# GIVEN PROBLEM
Identify every line in the records below that contains the word "this", and reproduce each one.

......

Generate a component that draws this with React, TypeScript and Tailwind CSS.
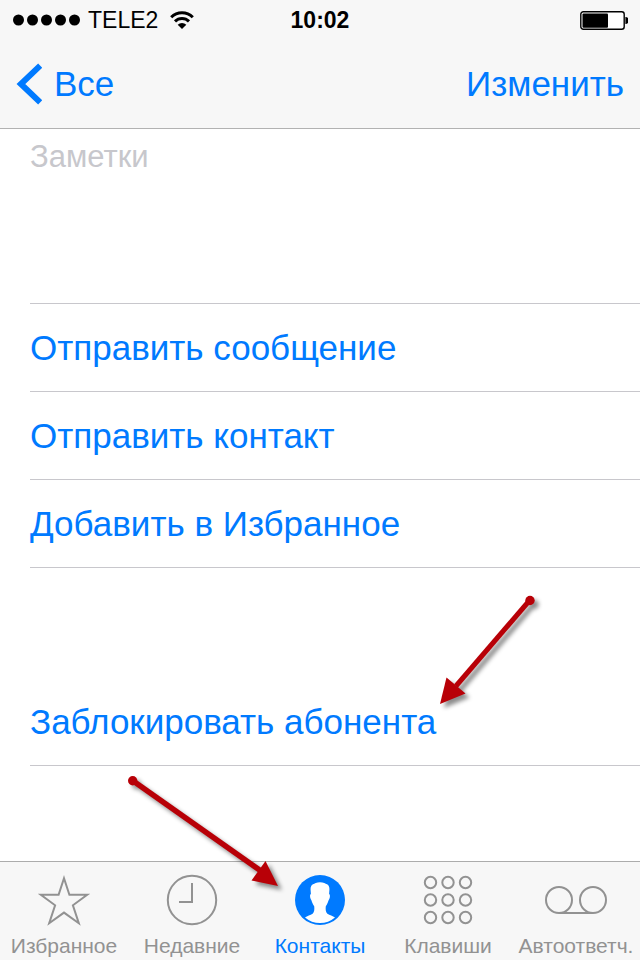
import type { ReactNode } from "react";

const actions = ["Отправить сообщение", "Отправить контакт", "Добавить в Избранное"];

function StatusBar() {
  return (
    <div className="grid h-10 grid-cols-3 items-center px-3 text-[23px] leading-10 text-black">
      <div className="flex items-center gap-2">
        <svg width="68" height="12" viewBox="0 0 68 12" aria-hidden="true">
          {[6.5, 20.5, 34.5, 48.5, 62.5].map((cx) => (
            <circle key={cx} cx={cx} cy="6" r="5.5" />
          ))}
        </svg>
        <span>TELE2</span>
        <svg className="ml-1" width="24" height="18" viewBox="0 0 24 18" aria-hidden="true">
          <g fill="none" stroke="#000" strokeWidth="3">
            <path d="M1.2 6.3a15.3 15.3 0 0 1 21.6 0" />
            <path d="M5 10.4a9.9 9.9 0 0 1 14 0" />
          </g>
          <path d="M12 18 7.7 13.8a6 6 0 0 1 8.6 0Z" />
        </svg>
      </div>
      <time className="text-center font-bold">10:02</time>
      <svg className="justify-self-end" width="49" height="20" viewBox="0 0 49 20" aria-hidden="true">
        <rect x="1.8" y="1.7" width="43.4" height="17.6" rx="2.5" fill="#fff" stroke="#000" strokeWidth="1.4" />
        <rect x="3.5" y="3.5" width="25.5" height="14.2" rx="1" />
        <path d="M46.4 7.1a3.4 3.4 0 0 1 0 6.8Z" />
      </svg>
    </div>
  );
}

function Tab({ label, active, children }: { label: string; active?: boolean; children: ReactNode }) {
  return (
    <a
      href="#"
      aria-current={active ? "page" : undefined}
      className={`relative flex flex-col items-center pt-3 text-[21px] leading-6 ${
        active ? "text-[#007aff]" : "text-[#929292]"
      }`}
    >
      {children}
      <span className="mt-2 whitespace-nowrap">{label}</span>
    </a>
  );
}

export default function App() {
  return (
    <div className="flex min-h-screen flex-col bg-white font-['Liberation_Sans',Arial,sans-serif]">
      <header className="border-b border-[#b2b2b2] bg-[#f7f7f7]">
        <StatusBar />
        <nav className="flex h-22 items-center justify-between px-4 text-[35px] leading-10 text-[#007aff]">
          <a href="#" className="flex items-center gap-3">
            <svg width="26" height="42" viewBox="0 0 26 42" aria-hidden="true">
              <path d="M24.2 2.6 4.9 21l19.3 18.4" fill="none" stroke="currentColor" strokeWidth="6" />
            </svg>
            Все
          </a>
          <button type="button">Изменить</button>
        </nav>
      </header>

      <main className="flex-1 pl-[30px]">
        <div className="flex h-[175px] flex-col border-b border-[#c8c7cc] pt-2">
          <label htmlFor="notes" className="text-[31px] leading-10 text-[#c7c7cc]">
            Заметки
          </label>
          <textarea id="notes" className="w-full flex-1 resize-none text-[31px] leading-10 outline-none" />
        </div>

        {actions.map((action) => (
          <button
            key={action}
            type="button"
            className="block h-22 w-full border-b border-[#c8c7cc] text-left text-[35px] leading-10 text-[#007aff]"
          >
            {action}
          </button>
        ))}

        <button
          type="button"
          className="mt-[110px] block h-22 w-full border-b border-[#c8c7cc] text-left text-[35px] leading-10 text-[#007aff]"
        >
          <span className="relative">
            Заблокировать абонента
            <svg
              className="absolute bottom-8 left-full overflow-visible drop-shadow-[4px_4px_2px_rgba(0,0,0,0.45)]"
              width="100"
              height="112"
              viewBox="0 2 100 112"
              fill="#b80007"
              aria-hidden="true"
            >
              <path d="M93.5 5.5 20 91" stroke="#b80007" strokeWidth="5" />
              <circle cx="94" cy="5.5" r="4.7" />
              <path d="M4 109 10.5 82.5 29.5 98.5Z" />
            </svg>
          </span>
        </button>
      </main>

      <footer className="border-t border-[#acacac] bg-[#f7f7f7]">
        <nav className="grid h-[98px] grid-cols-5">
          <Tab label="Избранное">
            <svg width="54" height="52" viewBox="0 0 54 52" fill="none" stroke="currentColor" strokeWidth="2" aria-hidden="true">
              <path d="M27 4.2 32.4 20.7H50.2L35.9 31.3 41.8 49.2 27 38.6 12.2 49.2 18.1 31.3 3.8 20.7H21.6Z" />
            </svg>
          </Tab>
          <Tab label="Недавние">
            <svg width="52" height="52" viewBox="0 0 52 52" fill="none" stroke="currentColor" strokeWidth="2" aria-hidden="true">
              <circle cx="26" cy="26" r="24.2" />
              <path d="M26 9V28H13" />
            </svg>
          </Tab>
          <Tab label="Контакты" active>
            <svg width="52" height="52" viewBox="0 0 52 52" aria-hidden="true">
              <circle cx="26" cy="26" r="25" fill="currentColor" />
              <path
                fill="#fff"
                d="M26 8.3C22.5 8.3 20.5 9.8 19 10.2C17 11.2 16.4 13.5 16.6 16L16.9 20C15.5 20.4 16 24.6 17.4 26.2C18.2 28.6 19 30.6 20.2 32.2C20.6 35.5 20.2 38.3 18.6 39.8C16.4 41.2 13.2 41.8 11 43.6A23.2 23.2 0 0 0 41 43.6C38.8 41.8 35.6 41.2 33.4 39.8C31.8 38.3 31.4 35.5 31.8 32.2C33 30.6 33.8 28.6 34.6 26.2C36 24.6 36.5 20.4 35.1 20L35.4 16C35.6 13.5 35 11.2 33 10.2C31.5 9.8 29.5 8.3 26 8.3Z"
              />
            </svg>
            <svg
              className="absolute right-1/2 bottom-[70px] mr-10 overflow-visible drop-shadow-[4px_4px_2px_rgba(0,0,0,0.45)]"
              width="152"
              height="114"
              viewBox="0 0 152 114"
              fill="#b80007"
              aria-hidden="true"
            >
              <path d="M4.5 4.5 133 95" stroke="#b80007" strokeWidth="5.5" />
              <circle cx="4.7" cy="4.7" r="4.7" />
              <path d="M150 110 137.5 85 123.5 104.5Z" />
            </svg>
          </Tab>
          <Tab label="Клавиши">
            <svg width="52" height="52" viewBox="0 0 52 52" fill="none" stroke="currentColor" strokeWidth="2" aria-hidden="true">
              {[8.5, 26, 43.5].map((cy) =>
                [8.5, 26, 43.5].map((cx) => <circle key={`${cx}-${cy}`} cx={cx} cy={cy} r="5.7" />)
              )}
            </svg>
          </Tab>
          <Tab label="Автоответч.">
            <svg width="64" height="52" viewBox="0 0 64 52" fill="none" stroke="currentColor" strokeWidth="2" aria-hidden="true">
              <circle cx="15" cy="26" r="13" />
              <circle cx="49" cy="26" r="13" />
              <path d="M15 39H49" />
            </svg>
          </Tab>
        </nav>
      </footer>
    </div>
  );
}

......

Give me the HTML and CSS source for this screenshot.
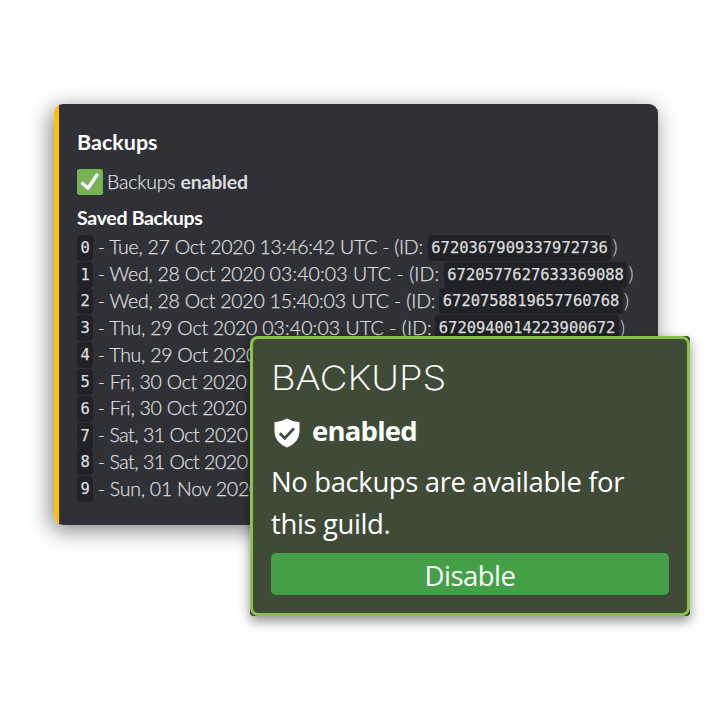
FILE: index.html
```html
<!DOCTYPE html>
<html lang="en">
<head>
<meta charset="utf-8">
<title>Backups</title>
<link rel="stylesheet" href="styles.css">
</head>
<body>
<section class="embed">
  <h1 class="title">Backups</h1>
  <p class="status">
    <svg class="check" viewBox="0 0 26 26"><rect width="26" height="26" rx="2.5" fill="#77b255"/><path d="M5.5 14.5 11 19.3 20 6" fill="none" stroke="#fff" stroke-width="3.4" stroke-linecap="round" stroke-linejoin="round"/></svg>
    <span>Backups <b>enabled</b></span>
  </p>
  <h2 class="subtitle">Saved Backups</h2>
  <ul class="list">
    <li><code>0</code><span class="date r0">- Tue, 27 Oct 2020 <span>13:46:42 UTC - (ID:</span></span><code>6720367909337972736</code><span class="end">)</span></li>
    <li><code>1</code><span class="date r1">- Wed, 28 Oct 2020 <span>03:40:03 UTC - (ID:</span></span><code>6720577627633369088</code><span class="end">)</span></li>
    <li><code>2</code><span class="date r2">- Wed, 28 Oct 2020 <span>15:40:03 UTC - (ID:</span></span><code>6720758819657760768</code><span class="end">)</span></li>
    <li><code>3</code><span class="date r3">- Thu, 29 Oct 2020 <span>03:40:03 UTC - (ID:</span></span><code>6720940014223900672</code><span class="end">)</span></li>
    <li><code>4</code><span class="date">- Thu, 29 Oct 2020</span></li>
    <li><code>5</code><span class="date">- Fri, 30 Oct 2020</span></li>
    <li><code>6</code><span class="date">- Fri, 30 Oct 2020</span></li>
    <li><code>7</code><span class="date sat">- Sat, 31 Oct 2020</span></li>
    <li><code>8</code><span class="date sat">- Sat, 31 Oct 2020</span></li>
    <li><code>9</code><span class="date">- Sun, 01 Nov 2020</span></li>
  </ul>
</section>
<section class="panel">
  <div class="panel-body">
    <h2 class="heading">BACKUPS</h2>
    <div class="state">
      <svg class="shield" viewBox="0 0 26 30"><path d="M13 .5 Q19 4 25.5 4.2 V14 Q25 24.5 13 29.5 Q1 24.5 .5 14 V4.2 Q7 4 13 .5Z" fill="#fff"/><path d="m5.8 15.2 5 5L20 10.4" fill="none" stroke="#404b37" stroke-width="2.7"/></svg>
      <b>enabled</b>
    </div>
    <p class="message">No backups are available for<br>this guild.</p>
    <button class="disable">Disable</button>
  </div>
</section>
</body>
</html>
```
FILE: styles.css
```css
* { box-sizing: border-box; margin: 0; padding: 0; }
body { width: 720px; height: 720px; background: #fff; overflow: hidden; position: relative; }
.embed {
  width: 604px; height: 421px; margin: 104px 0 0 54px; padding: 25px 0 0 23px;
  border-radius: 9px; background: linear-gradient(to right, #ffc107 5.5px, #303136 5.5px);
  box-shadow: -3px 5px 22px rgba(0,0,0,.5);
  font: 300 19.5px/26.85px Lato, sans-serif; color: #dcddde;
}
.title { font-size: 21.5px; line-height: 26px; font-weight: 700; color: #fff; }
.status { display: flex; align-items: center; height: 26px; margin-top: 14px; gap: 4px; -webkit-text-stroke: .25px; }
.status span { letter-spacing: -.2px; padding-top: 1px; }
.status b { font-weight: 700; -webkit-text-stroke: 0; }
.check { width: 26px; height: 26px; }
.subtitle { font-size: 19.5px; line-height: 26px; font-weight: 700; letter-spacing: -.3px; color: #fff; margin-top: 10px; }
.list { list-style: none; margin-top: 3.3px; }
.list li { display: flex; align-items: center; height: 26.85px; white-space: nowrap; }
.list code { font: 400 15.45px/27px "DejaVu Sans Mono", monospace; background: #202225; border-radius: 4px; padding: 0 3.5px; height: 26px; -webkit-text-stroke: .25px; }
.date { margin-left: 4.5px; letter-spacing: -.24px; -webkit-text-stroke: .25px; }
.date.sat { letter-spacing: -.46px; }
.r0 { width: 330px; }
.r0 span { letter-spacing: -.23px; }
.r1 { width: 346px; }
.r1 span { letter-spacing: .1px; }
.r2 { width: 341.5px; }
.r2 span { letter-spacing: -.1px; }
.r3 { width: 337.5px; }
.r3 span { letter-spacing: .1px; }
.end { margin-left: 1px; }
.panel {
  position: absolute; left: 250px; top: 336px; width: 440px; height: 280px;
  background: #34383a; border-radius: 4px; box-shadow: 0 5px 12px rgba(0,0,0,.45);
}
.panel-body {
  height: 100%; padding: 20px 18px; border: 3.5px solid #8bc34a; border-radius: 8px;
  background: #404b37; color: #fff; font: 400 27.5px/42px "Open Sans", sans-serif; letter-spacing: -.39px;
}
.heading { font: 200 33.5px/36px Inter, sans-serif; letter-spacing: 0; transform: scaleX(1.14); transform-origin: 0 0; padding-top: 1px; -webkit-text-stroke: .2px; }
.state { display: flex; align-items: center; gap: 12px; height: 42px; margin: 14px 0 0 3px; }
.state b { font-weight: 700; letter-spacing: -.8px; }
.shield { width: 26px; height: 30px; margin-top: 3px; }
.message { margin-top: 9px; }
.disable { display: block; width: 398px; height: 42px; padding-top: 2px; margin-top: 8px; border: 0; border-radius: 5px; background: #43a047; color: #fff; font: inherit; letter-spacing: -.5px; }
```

......

# RIGHT ANSWER
Generate a component that draws this with React, TypeScript and Tailwind CSS.
Give me the HTML and CSS source for this screenshot.
    <p class="message">No backups are available for<br>this guild.</p>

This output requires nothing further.